Last week’s data print showing hourly US wages rising faster than expected caused US Treasury yields to rise and the inflation outlook to be reappraised. This week, equity investors spied higher borrowing costs and demanded a higher risk premium (compensation for taking extra risk). Markets promptly sold off.

We know from prior experience that asset markets (housing as well as stock markets) react to changes in economic news and monetary and fiscal policy changes, whereas consumers react to changes in asset market values (house prices, share prices). The link between asset markets and consumers has been studied by many economists not least Alan Greenspan who was Chairman of the Federal Reserve during the TMT (Technology Media and Telecoms) bubble which burst in 2000.

The lead up to this point began with the Fed lowering interest rates after the market crash in 1987. They were lowered again whenever new and potentially destabilising market events were thought to pose risks to economic growth. This action of lowering rates to avert damage to the economy was known as the Greenspan ‘put’ (a put option is a derivative strategy for curtailing losses as markets fall). As economic growth accelerated and stock markets boomed Greenspan eventually put on the brakes while at the same time lamenting stock market ‘irrational exuberance’ that many believe he helped to create.
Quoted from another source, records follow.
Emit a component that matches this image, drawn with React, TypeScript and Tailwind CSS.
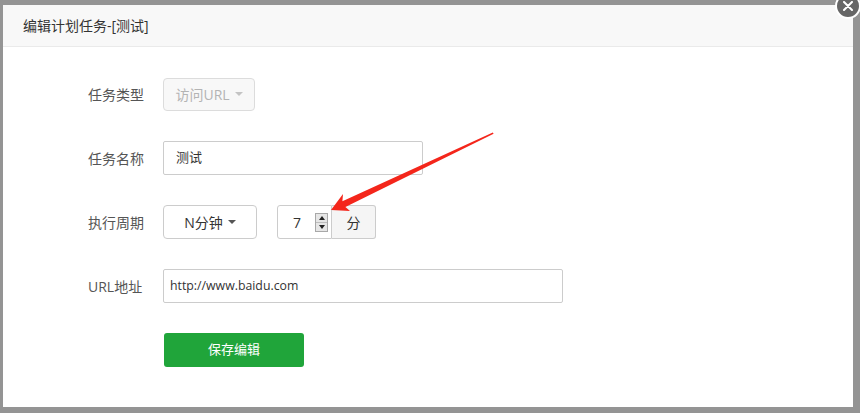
import React from 'react';

const font = "font-['Open_Sans','Noto_Sans_CJK_SC',sans-serif]";

function Caret({ color = '#777' }: { color?: string }) {
  return (
    <span
      className="inline-block w-0 h-0 border-x-[4px] border-x-transparent border-t-[4px] ml-[5px]"
      style={{ borderTopColor: color }}
    />
  );
}

function Spinner() {
  return (
    <div className="w-[13px] h-[19px] border border-[#a8a8a8] bg-[#e6e6e6] flex flex-col">
      <div className="flex-1 flex items-center justify-center border-b border-[#bdbdbd]">
        <span className="w-0 h-0 border-x-[3px] border-x-transparent border-b-[4px] border-b-[#222]" />
      </div>
      <div className="flex-1 flex items-center justify-center">
        <span className="w-0 h-0 border-x-[3px] border-x-transparent border-t-[4px] border-t-[#222]" />
      </div>
    </div>
  );
}

function Row({ label, children }: { label: string; children: React.ReactNode }) {
  return (
    <div className="flex items-center h-[34px]">
      <div className="w-[75px] text-[14px] text-[#555]">{label}</div>
      {children}
    </div>
  );
}

export default function App() {
  return (
    <div className={`relative w-[860px] h-[413px] bg-[#949494] overflow-hidden ${font}`}>
      <div className="relative ml-[3px] mt-[5px] w-[850px] h-[402px] bg-white">
        <div className="h-[42px] bg-[#f8f8f8] border-b border-[#eaeaea] pl-[20px] flex items-center text-[14px] text-[#333]">
          编辑计划任务-[测试]
        </div>

        <div className="pt-[30px] pl-[85px] flex flex-col gap-[30px]">
          <Row label="任务类型">
            <div className="w-[92px] h-[33px] border border-[#dcdcdc] rounded-[4px] bg-[#f8f8f8] flex items-center justify-center text-[14px] text-[#b4b4b4]">
              访问URL
              <Caret color="#c4c4c4" />
            </div>
          </Row>

          <Row label="任务名称">
            <div className="w-[260px] h-[34px] border border-[#ccc] rounded-[2px] flex items-center px-[12px] text-[13px] text-[#333]">
              测试
            </div>
          </Row>

          <Row label="执行周期">
            <div className="w-[94px] h-[34px] border border-[#ccc] rounded-[4px] bg-white flex items-center justify-center text-[14px] text-[#333]">
              N分钟
              <Caret color="#555" />
            </div>
            <div className="ml-[20px] flex h-[34px]">
              <div className="w-[55px] h-full border border-[#ccc] rounded-l-[3px] flex items-center justify-end pr-[3px] text-[14px] text-[#333]">
                7
                <div className="ml-[14px]">
                  <Spinner />
                </div>
              </div>
              <div className="w-[44px] h-full border border-l-0 border-[#ccc] rounded-r-[3px] bg-[#f5f5f5] flex items-center justify-center text-[14px] text-[#333]">
                分
              </div>
            </div>
          </Row>

          <Row label="URL地址">
            <div className="w-[400px] h-[34px] border border-[#ccc] rounded-[2px] flex items-center px-[6px] text-[12.3px] text-[#333]">
              http://www.baidu.com
            </div>
          </Row>

          <div className="flex h-[34px] pl-[76px]">
            <button className="w-[140px] h-[34px] bg-[#20a53a] rounded-[3px] text-white text-[13px]">
              保存编辑
            </button>
          </div>
        </div>

        <div className="absolute -right-[8px] -top-[12px] w-[26px] h-[26px] rounded-full bg-[#666] border-2 border-white flex items-center justify-center">
          <svg width="10" height="10" viewBox="0 0 10 10">
            <path d="M1 1 L9 9 M9 1 L1 9" stroke="white" strokeWidth="2" strokeLinecap="round" />
          </svg>
        </div>
      </div>

      <svg className="absolute inset-0 pointer-events-none" width="860" height="413" viewBox="0 0 860 413">
        <polygon
          points="331,210 343,194 342.4,201.3 492.8,132.5 493.6,133.8 345.4,206.9 350,211"
          fill="#f4261b"
        />
      </svg>
    </div>
  );
}
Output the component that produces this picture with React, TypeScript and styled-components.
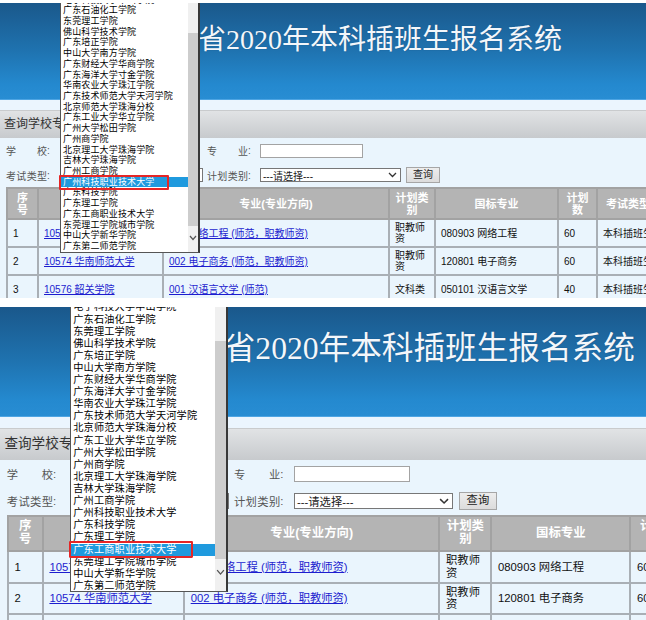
import React from 'react';
import styled, { createGlobalStyle } from 'styled-components';

const GlobalStyle = createGlobalStyle`
  html, body {
    margin: 0;
    padding: 0;
    background: #fff;
  }
  body {
    width: 646px;
    height: 620px;
    overflow: hidden;
    font-family: "Liberation Sans", "Noto Sans CJK SC", sans-serif;
  }
`;

const schools = [
    '电子科技大学中山学院', '广东石油化工学院', '东莞理工学院', '佛山科学技术学院',
    '广东培正学院', '中山大学南方学院', '广东财经大学华商学院', '广东海洋大学寸金学院',
    '华南农业大学珠江学院', '广东技术师范大学天河学院', '北京师范大学珠海分校',
    '广东工业大学华立学院', '广州大学松田学院', '广州商学院', '北京理工大学珠海学院',
    '吉林大学珠海学院', '广州工商学院', '广州科技职业技术大学', '广东科技学院',
    '广东理工学院', '广东工商职业技术大学', '东莞理工学院城市学院', '中山大学新华学院',
    '广东第二师范学院',
];

const ITEM_H = 10.72;

interface Row {
    no: string;
    school: string;
    major: string;
    kind: string;
    std: string;
    count: string;
    exam: string;
}

const rows: Row[] = [
    { no: '1', school: '10574 华南师范大学', major: '001 网络工程 (师范，职教师资)', kind: '职教师资', std: '080903 网络工程', count: '60', exam: '本科插班生' },
    { no: '2', school: '10574 华南师范大学', major: '002 电子商务 (师范，职教师资)', kind: '职教师资', std: '120801 电子商务', count: '60', exam: '本科插班生' },
    { no: '3', school: '10576 韶关学院', major: '001 汉语言文学 (师范)', kind: '文科类', std: '050101 汉语言文学', count: '40', exam: '本科插班生' },
];

const colWidths = [31, 125, 226, 46, 123, 39, 62];

const Shot = styled.div<{ $zoom: number; $top: number; $h: number }>`
    position: relative;
    zoom: ${p => p.$zoom};
    margin-top: ${p => p.$top}px;
    width: ${p => 646 / p.$zoom}px;
    height: ${p => p.$h}px;
    overflow: hidden;
    background: #eaf5fd;
`;

const Banner = styled.div`
    height: 97px;
    box-sizing: border-box;
    border-bottom: 1px solid #4ea5e3;
    background: linear-gradient(180deg, #1a588b 0%, #1f73b0 50%, #2489cf 85%, #288dd3 100%);
    padding: 23px 0 0 142px;
`;

const Title = styled.h1`
    margin: 0;
    font-family: "Liberation Serif", "Noto Sans CJK SC", serif;
    font-weight: normal;
    font-size: 28px;
    line-height: 28px;
    color: #f3f7fb;
    white-space: nowrap;
    text-shadow: 0 0 1px rgba(20, 50, 90, 0.6);
`;

const Strip = styled.div`
    height: 10px;
    background: #ebf5fe;
`;

const CaptionBar = styled.div`
    height: 28px;
    border-top: 1px solid #c9cbcd;
    box-sizing: border-box;
    background: linear-gradient(180deg, #e1e3e5, #c7cacd);
    padding-left: 4px;
    font-size: 12px;
    line-height: 27px;
    color: #333;
    white-space: nowrap;
`;

const Form = styled.div`
    padding-left: 6px;
    height: 49px;
`;

const FormRow = styled.div<{ $h: number }>`
    display: grid;
    grid-template-columns: 56px 145px 53px auto;
    align-items: center;
    height: ${p => p.$h}px;
`;

const Label = styled.div`
    display: flex;
    align-items: center;
    font-size: 10px;
    color: #555;
    white-space: nowrap;
`;

const Spread = styled.span`
    display: inline-block;
    width: 41px;
    text-align: justify;
    text-align-last: justify;
`;

const FakeSelect = styled.div<{ $w: number }>`
    display: flex;
    align-items: center;
    justify-content: space-between;
    width: ${p => p.$w}px;
    height: 14px;
    box-sizing: border-box;
    border: 1px solid #777;
    background: #fff;
    padding: 0 3px 0 2px;
    font-size: 10px;
    color: #222;
    white-space: nowrap;
`;

const TextInput = styled.div`
    width: 103px;
    height: 14px;
    box-sizing: border-box;
    border: 1px solid #a3a3a3;
    background: #fff;
`;

const Controls = styled.div`
    display: flex;
    align-items: center;
    gap: 5px;
`;

const Button = styled.div`
    width: 34px;
    height: 16px;
    box-sizing: border-box;
    border: 1px solid #a6a6a6;
    background: linear-gradient(#ededed, #dcdcdc);
    font-size: 10px;
    line-height: 14px;
    text-align: center;
    color: #222;
`;

const Table = styled.table`
    margin-left: 6px;
    width: 652px;
    table-layout: fixed;
    border-collapse: collapse;
`;

const Th = styled.th`
    height: 31px;
    box-sizing: border-box;
    padding: 0 5px;
    border: 2px solid #a2a2a2;
    background: #b4b4b4;
    color: #fff;
    font-size: 11px;
    line-height: 12px;
    font-weight: bold;
    text-align: center;
`;

const Td = styled.td`
    height: 28px;
    box-sizing: border-box;
    padding: 0 5px;
    border: 2px solid #a9afb5;
    background: #eaf5fd;
    font-size: 10px;
    line-height: 11px;
    color: #111;
    overflow: hidden;
`;

const Link = styled.a`
    color: #1d1dcf;
    text-decoration: underline;
    white-space: nowrap;
`;

const Dropdown = styled.div<{ $left: number; $h: number }>`
    position: absolute;
    top: 0;
    left: ${p => p.$left}px;
    width: 140px;
    height: ${p => p.$h}px;
    box-sizing: border-box;
    display: flex;
    border-left: 1px solid #555;
    border-right: 2px solid #383838;
    border-bottom: 1px solid #555;
    background: #fff;
`;

const List = styled.div`
    position: relative;
    flex: 1;
    overflow: hidden;
`;

const Items = styled.div<{ $offset: number }>`
    margin-top: ${p => p.$offset}px;
`;

const Item = styled.div<{ $sel?: boolean }>`
    height: ${ITEM_H}px;
    line-height: ${ITEM_H}px;
    padding-left: 2px;
    font-size: 9px;
    letter-spacing: 0.15px;
    white-space: nowrap;
    color: ${p => (p.$sel ? '#fff' : '#000')};
    background: ${p => (p.$sel ? '#1f9ade' : 'transparent')};
`;

const Scrollbar = styled.div`
    position: relative;
    width: 10px;
    background: #f0f0f0;
`;

const Thumb = styled.div`
    position: absolute;
    top: 30px;
    left: 0;
    right: 0;
    height: 193px;
    background: #cdcdcd;
`;

const DownArrow = styled.svg`
    position: absolute;
    left: 1px;
    top: 232px;
`;

const RedMark = styled.div<{ $top: number }>`
    position: absolute;
    left: -2px;
    top: ${p => p.$top}px;
    width: 110px;
    height: 15px;
    box-sizing: border-box;
    border: 2px solid #e52626;
    border-radius: 1px;
`;

const Chevron = () => (
    <svg width="9" height="6" viewBox="0 0 9 6">
        <path d="M1 1l3.5 3.5L8 1" fill="none" stroke="#333" strokeWidth="1.3" />
    </svg>
);

interface ScreenProps {
    zoom: number;
    top: number;
    height: number;
    dropLeft: number;
    dropHeight: number;
    offset: number;
    selected: number;
}

const Screen: React.FC<ScreenProps> = (props) => {
    const markTop = props.offset + props.selected * ITEM_H - 2.2;
    return (
        <Shot $zoom={props.zoom} $top={props.top} $h={props.height}>
            <Banner>
                <Title>广东省2020年本科插班生报名系统</Title>
            </Banner>
            <Strip />
            <CaptionBar>查询学校专业计划</CaptionBar>
            <Form>
                <FormRow $h={25}>
                    <Label><Spread>学校</Spread>:</Label>
                    <FakeSelect $w={136}>---请选择---<Chevron /></FakeSelect>
                    <Label><Spread>专业</Spread>:</Label>
                    <TextInput />
                </FormRow>
                <FormRow $h={24}>
                    <Label><Spread>考试类型</Spread>:</Label>
                    <FakeSelect $w={141}>---请选择---<Chevron /></FakeSelect>
                    <Label><Spread>计划类别</Spread>:</Label>
                    <Controls>
                        <FakeSelect $w={141}>---请选择---<Chevron /></FakeSelect>
                        <Button>查询</Button>
                    </Controls>
                </FormRow>
            </Form>
            <Table>
                <colgroup>
                    {colWidths.map((w, i) => <col key={i} style={{ width: w }} />)}
                </colgroup>
                <thead>
                    <tr>
                        <Th>序号</Th>
                        <Th>招生院校</Th>
                        <Th>专业(专业方向)</Th>
                        <Th>计划类别</Th>
                        <Th>国标专业</Th>
                        <Th>计划数</Th>
                        <Th>考试类型</Th>
                    </tr>
                </thead>
                <tbody>
                    {rows.map(r => (
                        <tr key={r.no}>
                            <Td>{r.no}</Td>
                            <Td><Link>{r.school}</Link></Td>
                            <Td><Link>{r.major}</Link></Td>
                            <Td>{r.kind}</Td>
                            <Td>{r.std}</Td>
                            <Td>{r.count}</Td>
                            <Td>{r.exam}</Td>
                        </tr>
                    ))}
                </tbody>
            </Table>
            <Dropdown $left={props.dropLeft} $h={props.dropHeight}>
                <List>
                    <Items $offset={props.offset}>
                        {schools.map((s, i) => (
                            <Item key={s} $sel={i === props.selected}>{s}</Item>
                        ))}
                    </Items>
                </List>
                <Scrollbar>
                    <Thumb />
                    <DownArrow width="8" height="6" viewBox="0 0 8 6">
                        <path d="M1 1l3 3.5L7 1" fill="none" stroke="#555" strokeWidth="1.2" />
                    </DownArrow>
                </Scrollbar>
                <RedMark $top={markTop} />
            </Dropdown>
        </Shot>
    );
};

export default function App() {
    return (
        <>
            <GlobalStyle />
            <Screen zoom={1} top={3} height={295} dropLeft={60} dropHeight={250} offset={-8.5} selected={17} />
            <Screen zoom={1.13} top={8} height={277} dropLeft={62} dropHeight={252} offset={-5} selected={20} />
        </>
    );
}
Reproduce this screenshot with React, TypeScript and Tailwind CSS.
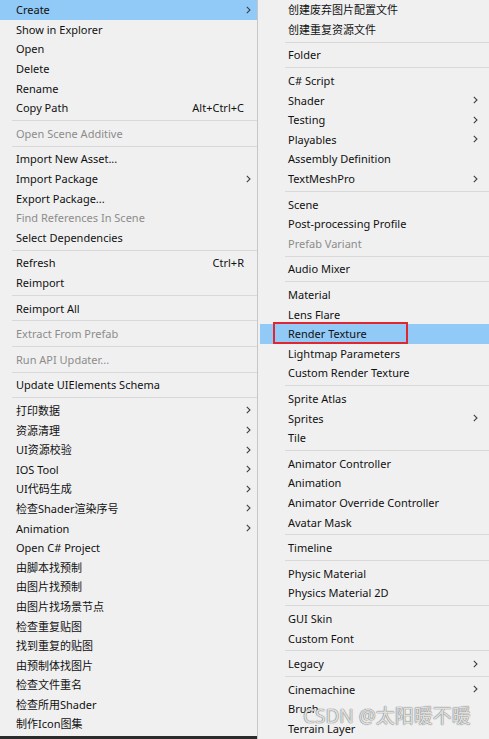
import React from "react";

type Item =
  | { t: "sep" }
  | { t: "item"; label: string; disabled?: boolean; sub?: boolean; shortcut?: string; hl?: boolean; box?: boolean };

const I = (label: string, o: Partial<{ disabled: boolean; sub: boolean; shortcut: string; hl: boolean; box: boolean }> = {}): Item => ({
  t: "item",
  label,
  ...o,
});
const S: Item = { t: "sep" };

const left: Item[] = [
  I("Create", { sub: true, hl: true }),
  I("Show in Explorer"),
  I("Open"),
  I("Delete"),
  I("Rename"),
  I("Copy Path", { shortcut: "Alt+Ctrl+C" }),
  S,
  I("Open Scene Additive", { disabled: true }),
  S,
  I("Import New Asset..."),
  I("Import Package", { sub: true }),
  I("Export Package..."),
  I("Find References In Scene", { disabled: true }),
  I("Select Dependencies"),
  S,
  I("Refresh", { shortcut: "Ctrl+R" }),
  I("Reimport"),
  S,
  I("Reimport All"),
  S,
  I("Extract From Prefab", { disabled: true }),
  S,
  I("Run API Updater...", { disabled: true }),
  S,
  I("Update UIElements Schema"),
  S,
  I("打印数据", { sub: true }),
  I("资源清理", { sub: true }),
  I("UI资源校验", { sub: true }),
  I("IOS Tool", { sub: true }),
  I("UI代码生成", { sub: true }),
  I("检查Shader渲染序号", { sub: true }),
  I("Animation", { sub: true }),
  I("Open C# Project"),
  I("由脚本找预制"),
  I("由图片找预制"),
  I("由图片找场景节点"),
  I("检查重复贴图"),
  I("找到重复的贴图"),
  I("由预制体找图片"),
  I("检查文件重名"),
  I("检查所用Shader"),
  I("制作Icon图集"),
];

const right: Item[] = [
  I("创建废弃图片配置文件"),
  I("创建重复资源文件"),
  S,
  I("Folder"),
  S,
  I("C# Script"),
  I("Shader", { sub: true }),
  I("Testing", { sub: true }),
  I("Playables", { sub: true }),
  I("Assembly Definition"),
  I("TextMeshPro", { sub: true }),
  S,
  I("Scene"),
  I("Post-processing Profile"),
  I("Prefab Variant", { disabled: true }),
  S,
  I("Audio Mixer"),
  S,
  I("Material"),
  I("Lens Flare"),
  I("Render Texture", { hl: true, box: true }),
  I("Lightmap Parameters"),
  I("Custom Render Texture"),
  S,
  I("Sprite Atlas"),
  I("Sprites", { sub: true }),
  I("Tile"),
  S,
  I("Animator Controller"),
  I("Animation"),
  I("Animator Override Controller"),
  I("Avatar Mask"),
  S,
  I("Timeline"),
  S,
  I("Physic Material"),
  I("Physics Material 2D"),
  S,
  I("GUI Skin"),
  I("Custom Font"),
  S,
  I("Legacy", { sub: true }),
  S,
  I("Cinemachine", { sub: true }),
  I("Brush"),
  I("Terrain Layer"),
];

function Chevron() {
  return (
    <svg width="5" height="8" viewBox="0 0 5 8" className="shrink-0">
      <path d="M0.8 0.8 L4 4 L0.8 7.2" fill="none" stroke="#404040" strokeWidth="1.1" />
    </svg>
  );
}

function LeftMenu() {
  return (
    <div className="w-[257px] flex flex-col shrink-0">
      {left.map((it, i) =>
        it.t === "sep" ? (
          <div key={i} className="h-[6px] flex items-center pl-[12px]">
            <div className="h-px w-full bg-[#d9d9d9]" />
          </div>
        ) : (
          <div
            key={i}
            className={
              "h-[19.6px] shrink-0 flex items-center pl-[16px] " +
              (it.hl ? "bg-[#91c9f7] " : "") +
              (it.disabled ? "text-[#8c8c8c]" : "text-[#111111]")
            }
          >
            <span className="flex-1 whitespace-nowrap">{it.label}</span>
            {it.shortcut && <span className="pr-[13px] whitespace-nowrap">{it.shortcut}</span>}
            {it.sub && (
              <span className="pr-[6px] flex items-center">
                <Chevron />
              </span>
            )}
          </div>
        )
      )}
      <div className="flex-1" />
      <div className="h-[3px] bg-[#2b2b2b]" />
    </div>
  );
}

function RightMenu() {
  return (
    <div className="flex-1 flex flex-col border-l border-[#c6c6c6] pl-[2px]">
      {right.map((it, i) =>
        it.t === "sep" ? (
          <div key={i} className="h-[6px] flex items-center pl-[25px]">
            <div className="h-px w-full bg-[#d9d9d9]" />
          </div>
        ) : (
          <div
            key={i}
            className={
              "relative h-[19.6px] shrink-0 flex items-center pl-[28px] " +
              (it.hl ? "bg-[#91c9f7] " : "") +
              (it.disabled ? "text-[#8c8c8c]" : "text-[#111111]")
            }
          >
            <span className="flex-1 whitespace-nowrap">{it.label}</span>
            {it.sub && (
              <span className="pr-[11px] flex items-center">
                <Chevron />
              </span>
            )}
            {it.box && (
              <div className="absolute left-[13px] top-[-2px] w-[135px] h-[22px] border-2 border-[#e0262e]" />
            )}
          </div>
        )
      )}
    </div>
  );
}

export default function App() {
  return (
    <div className="relative w-[489px] h-[739px] overflow-hidden flex bg-[#f0f0f0] text-[11px] leading-none font-['Noto_Sans','Noto_Sans_CJK_SC',sans-serif]">
      <LeftMenu />
      <RightMenu />
      <div className="absolute left-[303px] top-[707px] text-[19px] leading-none text-[rgba(255,255,255,0.8)] [text-shadow:0_0_1px_#6b6b6b,0_0_1px_#6b6b6b] font-['Noto_Sans','Noto_Sans_CJK_SC',sans-serif] whitespace-nowrap">
        CSDN @太阳暖不暖
      </div>
    </div>
  );
}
The link between stock markets and the real economy (the production of goods and services) is described by Benjamin Graham, mentor to Warren Buffett. He allegedly described it as follows, “stock markets are like voting machines in the short run but act as weighing machines in the long run”. In this context it is thought he meant that “voting” represented investors speculatively buying and selling stocks based on feelings such as fear and greed whereas long term investors would, instead, gauge or ‘weigh’ the potential for profits and economic growth.

We have to distinguish between what is a change in value, and what is just a change in price driven by short term speculation.

Concern over changes in the general level of prices being prompted by wage growth has happened before. If you look at the chart below, focusing on the period after the credit crisis in 2008/09, you can see that US inflation expectations (note: what investors expected) collapsed quite quickly in response to the financial turmoil underway at that time. US wages however, took longer to react and fell with a lag.

In the intervening period, since the global financial crisis, inflation expectations have ebbed and flowed whereas wage growth has remained stable, but highly subdued. Some think wages in the US are in a latent phase. Proponents of the Phillips curve (which describes the inverse relationship between wage inflation and unemployment) have scratched their collective heads as unemployment has fallen to historic lows without causing wages to pick up in any meaningful way. One imagines that they are now more confident in their belief that with low unemployment and accelerating economic growth wages will continue to rise and cause inflation expectations to shift upwards. If so this will cause interest rates to rise further and borrowing to become more costly.

Wage Growth and Inflation Expectation

Source: Bloomberg, 08 February 2018

So where are we now

First, the facts. The global economy is once again firing on all cylinders with the major economies of the world all enjoying a period of synchronised global growth (evident by the chart below).

Real GDP Growth (2018-19 Forecast)

Source: Bloomberg, 07 February 2018

Getting to the point where growth is self-sustaining, without the need for massive injections of money by central banks, has been challenging, but desirable. Central bankers are now at the stage of being able to wean the economy off emergency measures put in place such as QE (quantitative easing). The revival has been gradual and at times faltering making central banks ultra cautious not to choke off any recovery prematurely –  a version of the Greenspan put.

Most economists accept that with economic prosperity must come a “normalisation” of monetary policy. Interest rates in the US have already begun to rise from the emergency levels introduced in 2009 and while the pace of change and the ultimate level to be reached to control inflation are both unknown the direction of travel is set. The return to wage growth is an early sign of normal relationships being re-established i.e. higher wage growth = higher consumer spending = higher prices = higher borrowing costs.

For markets the transition is unsettling. However, rising interest rates are a natural consequence of a prosperous economic outlook.

What does the future hold?

Global economic growth remains strong. The International Monetary Fund identifies this period as the strongest period for synchronised global growth in over a decade. Economies around the globe are supported by low unemployment and rising business confidence. Monetary policy, despite the gradual tightening process in place in the US and UK remains ‘loose’, meanwhile Europe and Japan continue to inject capital into their respective economies.

New fiscal stimulus measures of lower US corporate tax rates may be accompanied by businesses rewarding labour with higher wages and eschewing financial engineering (for example share buy backs) in favour of investing in new research and development, replacing old plant and equipment and introducing new innovative processes.

Yes, we are seeing interest rate and inflation expectations changing but this is to be expected. It is a good sign but not without consequences. Old-style businesses will get swept aside in favour of new ones. Flaky financial schemes and scams for the unwary investor will get found out in an environment of rising interest rates. This happens every cycle, hence greater price volatility seems likely. Capitalism is, and always will be, a creative destructive process that generates wealth over the long term.